I live in a well known city of almost 300k people and it can't locate my city and the lat/lon is the center of the US.
Unfortunately, it's never going to be a 100%. If it's not able to pin you exactly it'll place your location as the center of the population. If you're okay with sending your IP and location to an internet stranger my email is jonathan at ipdata dot co. I can keep tabs on this and see if accuracy improves.
I can't speak for anyone else, but it's got me pegged 571 miles from my actual location. Not even close enough for an ICBM.
I'm going to paste my reply to dewski above, Unfortunately, it's never going to be a 100%. If it's not able to pin you exactly it'll place your location as the center of the population. If you could send me your location and ip address at jonathan at ipdata dot co. I can keep tabs on this and see if accuracy improves.
You'd at least get your windows cracked if it was something along the lines of the Tsar bomba https://en.m.wikipedia.org/wiki/Tsar_Bomba
It's precisely the same as Maxmind for me -- about 50 miles off. GeoLiteCity.dat.gz is about 11 megabytes, i.e. one penny on a cell connection.

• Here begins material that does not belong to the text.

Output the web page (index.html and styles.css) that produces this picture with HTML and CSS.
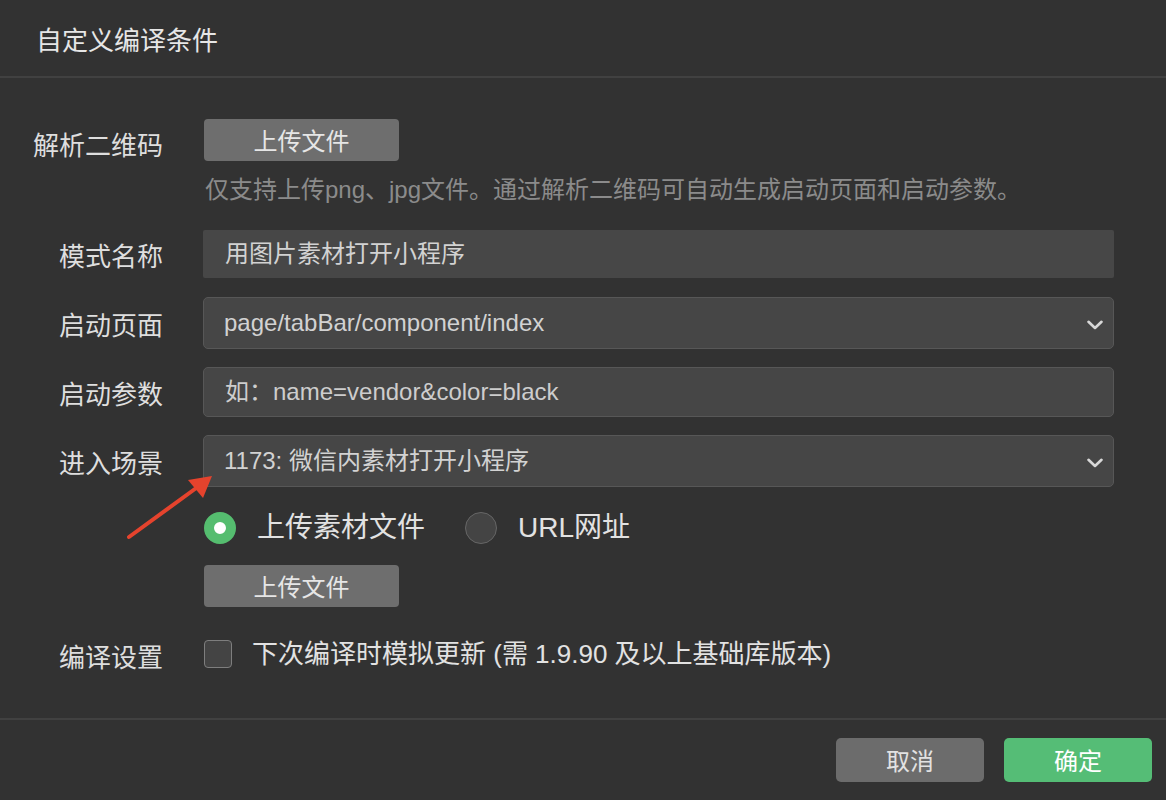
FILE: index.html
```html
<!DOCTYPE html>
<html lang="zh-CN">
<head>
<meta charset="utf-8">
<title>自定义编译条件</title>
<link rel="stylesheet" href="styles.css">
</head>
<body>
<div class="dialog">
  <div class="header"><span class="title">自定义编译条件</span></div>
  <div class="body">
    <div class="row row-qr">
      <div class="label label-qr">解析二维码</div>
      <div class="control">
        <button class="btn-upload">上传文件</button>
        <div class="desc">仅支持上传png、jpg文件。通过解析二维码可自动生成启动页面和启动参数。</div>
      </div>
    </div>
    <div class="row row-name">
      <div class="label">模式名称</div>
      <div class="field field-readonly">用图片素材打开小程序</div>
    </div>
    <div class="row row-page">
      <div class="label">启动页面</div>
      <div class="field field-select">
        <span>page/tabBar/component/index</span>
        <svg class="chev" width="16" height="10" viewBox="0 0 16 10"><path d="M1.5 1.8 L8 8 L14.5 1.8" fill="none" stroke="#d8d8d8" stroke-width="2.6" stroke-linecap="round" stroke-linejoin="round"/></svg>
      </div>
    </div>
    <div class="row row-param">
      <div class="label">启动参数</div>
      <div class="field field-input">如：name=vendor&amp;color=black</div>
    </div>
    <div class="row row-scene">
      <div class="label">进入场景</div>
      <div class="field field-select">
        <span>1173: 微信内素材打开小程序</span>
        <svg class="chev" width="16" height="10" viewBox="0 0 16 10"><path d="M1.5 1.8 L8 8 L14.5 1.8" fill="none" stroke="#d8d8d8" stroke-width="2.6" stroke-linecap="round" stroke-linejoin="round"/></svg>
      </div>
    </div>
    <div class="row row-radio">
      <div class="label"></div>
      <div class="radios">
        <span class="radio radio-on"></span>
        <span class="radio-text">上传素材文件</span>
        <span class="radio radio-off"></span>
        <span class="radio-text">URL网址</span>
      </div>
    </div>
    <div class="row row-upload2">
      <div class="label"></div>
      <button class="btn-upload">上传文件</button>
    </div>
    <div class="row row-check">
      <div class="label label-check">编译设置</div>
      <div class="check-wrap">
        <span class="checkbox"></span>
        <span class="check-text">下次编译时模拟更新 (需 1.9.90 及以上基础库版本)</span>
      </div>
    </div>
  </div>
  <div class="footer">
    <button class="btn btn-cancel">取消</button>
    <button class="btn btn-ok">确定</button>
  </div>
</div>
<svg class="annot-arrow" width="100" height="80" viewBox="120 470 100 80">
  <line x1="129" y1="537" x2="199" y2="486" stroke="#e5432d" stroke-width="4" stroke-linecap="round"/>
  <polygon points="212,476 188,480 203,498" fill="#e5432d"/>
</svg>
</body>
</html>
```

FILE: styles.css
```css
* { box-sizing: border-box; }

html, body {
  margin: 0;
  padding: 0;
  background: #323232;
}

body {
  width: 1166px;
  height: 800px;
  overflow: hidden;
  position: relative;
  font-family: "Liberation Sans", "Noto Sans CJK SC", sans-serif;
  color: #dcdcdc;
}

.dialog {
  display: flex;
  flex-direction: column;
  height: 800px;
}

.header {
  height: 78px;
  flex: none;
  display: flex;
  align-items: center;
  padding: 5px 0 0 36px;
  border-bottom: 2px solid #414141;
}

.title {
  font-size: 26px;
  line-height: 34px;
  color: #e6e6e6;
}

.body {
  flex: 1;
  padding-top: 41px;
}

.row {
  display: flex;
  align-items: center;
}

.label {
  width: 163px;
  flex: none;
  margin-right: 40px;
  text-align: right;
  font-size: 26px;
  line-height: 34px;
  padding-top: 5px;
  color: #dedede;
}

.row-qr { align-items: flex-start; }
.label-qr { padding-top: 10px; }

.control {
  display: flex;
  flex-direction: column;
  align-items: flex-start;
}

.btn-upload {
  width: 195px;
  height: 42px;
  margin-left: 1px;
  border: none;
  border-radius: 4px;
  background: #6e6e6e;
  color: #e6e6e6;
  font-family: inherit;
  font-size: 24px;
  line-height: 30px;
  padding: 3px 0 0;
}

.desc {
  margin-top: 15px;
  margin-left: 2px;
  font-size: 24px;
  line-height: 28px;
  color: #8b8b8b;
  white-space: nowrap;
}

.field {
  width: 911px;
  font-size: 24px;
  line-height: 30px;
  color: #d2d2d2;
  display: flex;
  align-items: center;
}

.field-readonly {
  height: 48px;
  background: #474747;
  border-radius: 2px;
  padding-left: 22px;
}

.field-select {
  height: 52px;
  background: #464646;
  border: 1px solid #575757;
  border-radius: 5px;
  padding: 0 10px 0 20px;
  justify-content: space-between;
}

.chev { margin-top: 3px; }

.field-input {
  height: 50px;
  background: #464646;
  border: 1px solid #575757;
  border-radius: 5px;
  padding-left: 21px;
  color: #cdcdcd;
}

.row-name { margin-top: 26px; }
.row-page { margin-top: 19px; }
.row-param { margin-top: 18px; }
.row-scene { margin-top: 18px; }
.row-radio { margin-top: 25px; }
.row-upload2 { margin-top: 21px; }
.row-check { margin-top: 27px; height: 40px; }

.radios {
  display: flex;
  align-items: center;
  height: 32px;
  margin-left: 1px;
}

.radio {
  width: 32px;
  height: 32px;
  border-radius: 50%;
  flex: none;
}

.radio-on {
  background: #fff;
  border: 10px solid #55bd6f;
}

.radio-off {
  background: #444;
  border: 1.5px solid #666;
  margin-left: 40px;
}

.radio-text {
  margin-left: 21px;
  font-size: 28px;
  line-height: 34px;
  color: #e2e2e2;
}

.label-check { padding-top: 8px; }

.check-wrap {
  display: flex;
  align-items: center;
  margin-left: 1px;
}

.checkbox {
  width: 28px;
  height: 28px;
  flex: none;
  background: #444;
  border: 1.5px solid #7e7e7e;
  border-radius: 4px;
}

.check-text {
  margin-left: 20px;
  font-size: 26px;
  line-height: 34px;
  color: #e2e2e2;
}

.footer {
  height: 82px;
  flex: none;
  border-top: 2px solid #414141;
  display: flex;
  justify-content: flex-end;
  align-items: flex-start;
  gap: 20px;
  padding: 18px 14px 0 0;
}

.btn {
  width: 148px;
  height: 44px;
  border: none;
  border-radius: 5px;
  font-family: inherit;
  font-size: 24px;
  line-height: 30px;
  padding: 3px 0 0;
}

.btn-cancel {
  background: #6c6c6c;
  color: #e2e2e2;
}

.btn-ok {
  background: #55bd76;
  color: #ffffff;
}

.annot-arrow {
  position: absolute;
  left: 120px;
  top: 470px;
}
```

I'm not sure how this makes sense as a business, since the value in a geolocation database lies in having cars constantly driving around sniffing people's IPs.
This is really important. Particularly because Maxmind can be used locally and their free dataset is actually pretty accurate for most use cases.
Agree. Nothing beats running it locally in regards to latency constraints.
Please see my reply to mywittyname above, basically, there are certain situations where being able to take advantage of our globally distributed infrastructure is the best call and I 100% agree that there are situations where using a local db is simply the best (only) call.